Given data:
--- --- ---

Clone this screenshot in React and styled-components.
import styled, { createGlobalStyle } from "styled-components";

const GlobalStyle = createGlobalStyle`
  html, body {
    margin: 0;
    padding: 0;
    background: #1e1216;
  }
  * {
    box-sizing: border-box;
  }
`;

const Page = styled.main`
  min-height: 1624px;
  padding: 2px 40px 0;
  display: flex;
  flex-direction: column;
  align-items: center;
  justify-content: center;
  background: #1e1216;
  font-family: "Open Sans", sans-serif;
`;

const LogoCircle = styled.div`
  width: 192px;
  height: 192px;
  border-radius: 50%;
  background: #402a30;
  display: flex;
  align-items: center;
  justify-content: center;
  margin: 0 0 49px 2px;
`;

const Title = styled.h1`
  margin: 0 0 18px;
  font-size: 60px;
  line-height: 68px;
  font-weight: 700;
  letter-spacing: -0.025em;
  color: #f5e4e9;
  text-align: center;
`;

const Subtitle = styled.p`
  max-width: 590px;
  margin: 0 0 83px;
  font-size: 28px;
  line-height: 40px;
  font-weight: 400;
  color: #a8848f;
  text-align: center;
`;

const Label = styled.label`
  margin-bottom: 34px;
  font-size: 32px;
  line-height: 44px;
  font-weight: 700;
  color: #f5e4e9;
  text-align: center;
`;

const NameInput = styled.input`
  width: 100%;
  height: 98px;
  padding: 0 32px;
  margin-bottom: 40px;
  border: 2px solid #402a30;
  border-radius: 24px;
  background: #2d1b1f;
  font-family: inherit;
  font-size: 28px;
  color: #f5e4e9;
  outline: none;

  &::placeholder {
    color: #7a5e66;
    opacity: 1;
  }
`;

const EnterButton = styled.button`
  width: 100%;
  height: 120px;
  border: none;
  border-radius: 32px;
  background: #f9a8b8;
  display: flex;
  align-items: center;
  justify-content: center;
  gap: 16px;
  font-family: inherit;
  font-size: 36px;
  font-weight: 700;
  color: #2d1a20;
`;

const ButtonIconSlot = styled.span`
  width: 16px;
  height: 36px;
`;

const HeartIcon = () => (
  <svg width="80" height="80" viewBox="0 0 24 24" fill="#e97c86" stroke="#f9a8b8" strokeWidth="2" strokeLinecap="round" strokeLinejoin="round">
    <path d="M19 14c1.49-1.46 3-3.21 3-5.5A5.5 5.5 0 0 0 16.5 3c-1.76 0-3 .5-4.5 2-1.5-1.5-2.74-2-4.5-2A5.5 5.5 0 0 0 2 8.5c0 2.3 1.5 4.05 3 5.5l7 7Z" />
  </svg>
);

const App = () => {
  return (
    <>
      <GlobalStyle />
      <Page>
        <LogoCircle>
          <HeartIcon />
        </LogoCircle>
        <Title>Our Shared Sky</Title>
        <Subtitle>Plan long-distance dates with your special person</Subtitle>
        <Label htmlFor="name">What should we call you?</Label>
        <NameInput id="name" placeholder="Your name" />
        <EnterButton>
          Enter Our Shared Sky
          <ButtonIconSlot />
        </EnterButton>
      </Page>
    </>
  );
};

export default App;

--- --- ---

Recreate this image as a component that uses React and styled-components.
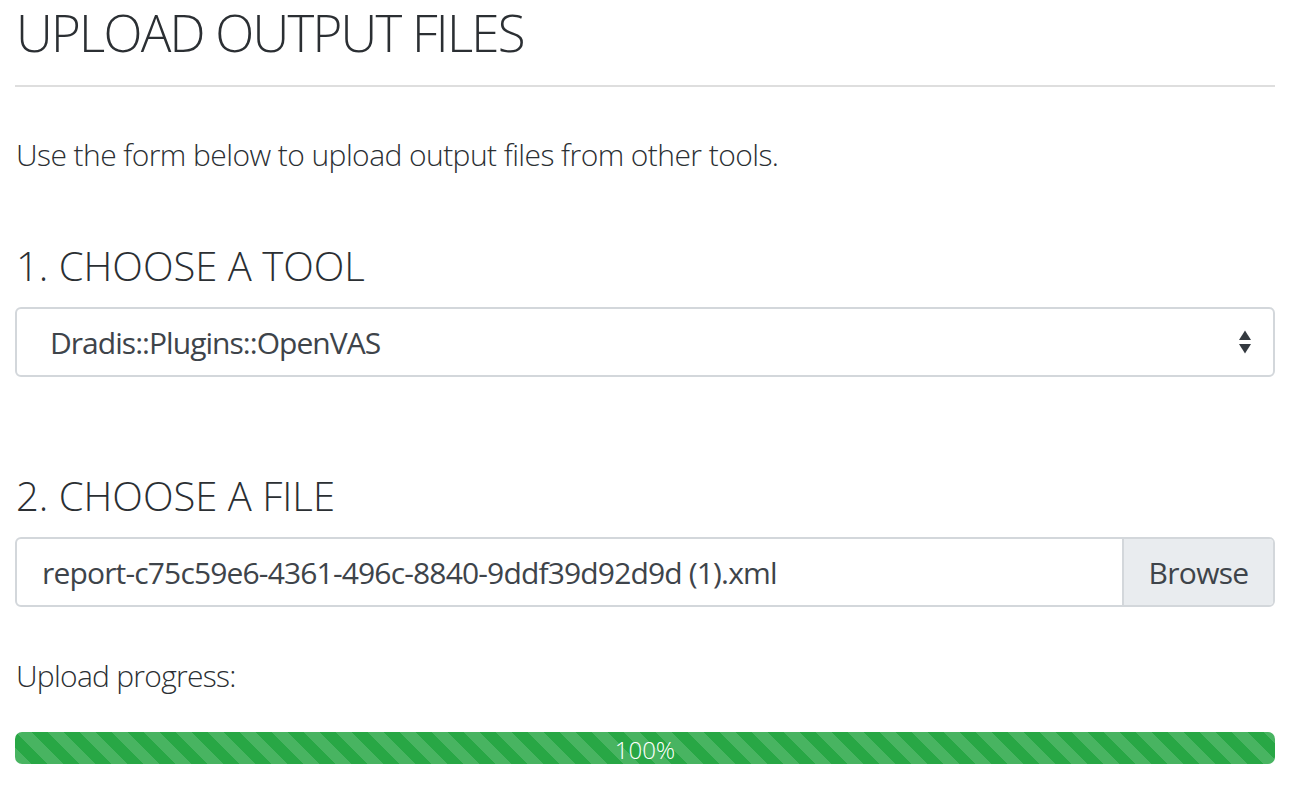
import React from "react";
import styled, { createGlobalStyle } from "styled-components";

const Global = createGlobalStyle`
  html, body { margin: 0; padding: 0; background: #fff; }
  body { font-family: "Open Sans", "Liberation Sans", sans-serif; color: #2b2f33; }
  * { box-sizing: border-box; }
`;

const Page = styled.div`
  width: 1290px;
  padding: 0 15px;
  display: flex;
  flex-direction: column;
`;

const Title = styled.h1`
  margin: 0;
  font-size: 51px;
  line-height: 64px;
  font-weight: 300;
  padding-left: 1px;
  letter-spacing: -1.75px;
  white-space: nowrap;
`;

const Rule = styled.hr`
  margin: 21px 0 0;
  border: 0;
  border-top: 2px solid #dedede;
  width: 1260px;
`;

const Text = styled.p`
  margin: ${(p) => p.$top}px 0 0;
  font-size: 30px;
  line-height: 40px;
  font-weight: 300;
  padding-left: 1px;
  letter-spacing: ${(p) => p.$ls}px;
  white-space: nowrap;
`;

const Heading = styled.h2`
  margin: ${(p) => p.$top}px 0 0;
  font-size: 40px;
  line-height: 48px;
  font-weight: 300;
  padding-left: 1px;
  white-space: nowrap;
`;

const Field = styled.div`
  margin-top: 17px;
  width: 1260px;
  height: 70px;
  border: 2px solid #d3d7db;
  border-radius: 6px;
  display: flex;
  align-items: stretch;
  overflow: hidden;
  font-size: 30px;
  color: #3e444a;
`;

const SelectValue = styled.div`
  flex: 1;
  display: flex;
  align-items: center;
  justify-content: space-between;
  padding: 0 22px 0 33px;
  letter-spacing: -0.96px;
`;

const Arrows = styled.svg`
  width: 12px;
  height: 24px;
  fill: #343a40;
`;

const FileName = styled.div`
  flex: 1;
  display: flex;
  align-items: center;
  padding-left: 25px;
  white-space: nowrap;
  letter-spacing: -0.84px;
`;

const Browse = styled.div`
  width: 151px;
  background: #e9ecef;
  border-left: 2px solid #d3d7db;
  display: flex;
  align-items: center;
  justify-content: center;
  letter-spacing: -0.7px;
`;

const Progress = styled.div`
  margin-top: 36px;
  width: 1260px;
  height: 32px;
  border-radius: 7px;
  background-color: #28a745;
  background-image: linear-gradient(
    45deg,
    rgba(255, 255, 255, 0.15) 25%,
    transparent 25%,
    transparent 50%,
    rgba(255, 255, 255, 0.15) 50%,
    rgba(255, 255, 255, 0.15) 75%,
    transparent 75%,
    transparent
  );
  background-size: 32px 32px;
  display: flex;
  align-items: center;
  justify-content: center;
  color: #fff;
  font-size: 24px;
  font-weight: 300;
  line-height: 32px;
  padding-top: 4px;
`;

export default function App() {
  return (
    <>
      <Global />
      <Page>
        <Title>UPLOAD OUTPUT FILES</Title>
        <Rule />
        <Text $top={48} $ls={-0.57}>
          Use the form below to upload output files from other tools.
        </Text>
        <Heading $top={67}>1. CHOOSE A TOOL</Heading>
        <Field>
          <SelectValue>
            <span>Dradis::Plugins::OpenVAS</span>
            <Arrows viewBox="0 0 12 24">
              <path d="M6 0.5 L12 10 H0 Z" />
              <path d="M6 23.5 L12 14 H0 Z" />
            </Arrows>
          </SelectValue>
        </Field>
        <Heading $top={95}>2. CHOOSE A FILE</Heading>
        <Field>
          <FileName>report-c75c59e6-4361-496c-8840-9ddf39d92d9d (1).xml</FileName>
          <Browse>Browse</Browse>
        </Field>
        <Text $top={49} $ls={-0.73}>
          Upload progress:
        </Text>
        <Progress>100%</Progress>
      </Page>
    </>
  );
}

--- --- ---

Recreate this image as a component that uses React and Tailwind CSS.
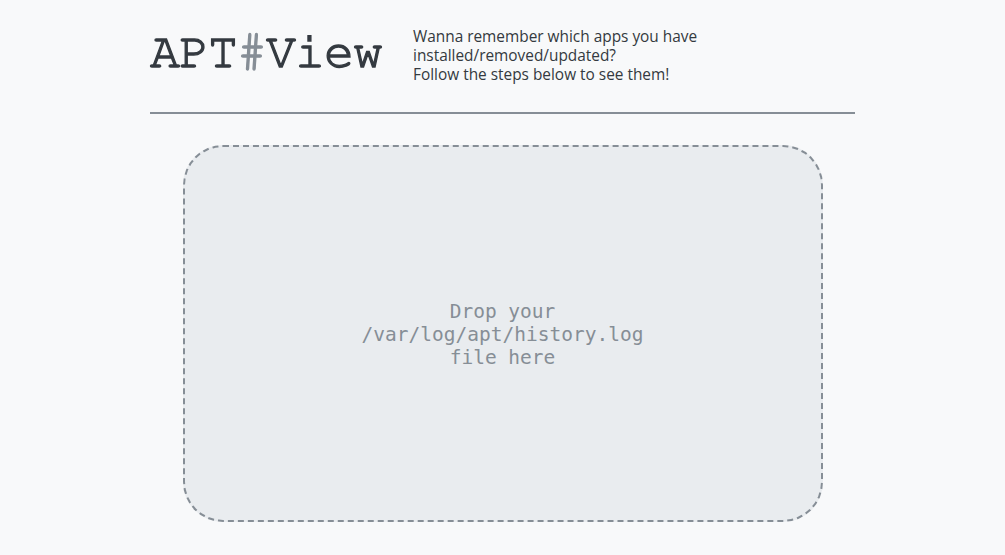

--- --- ---

What the task requires:
Within the entries above, report how many lines include "image", and keep the answer to the number.

Written reply:
3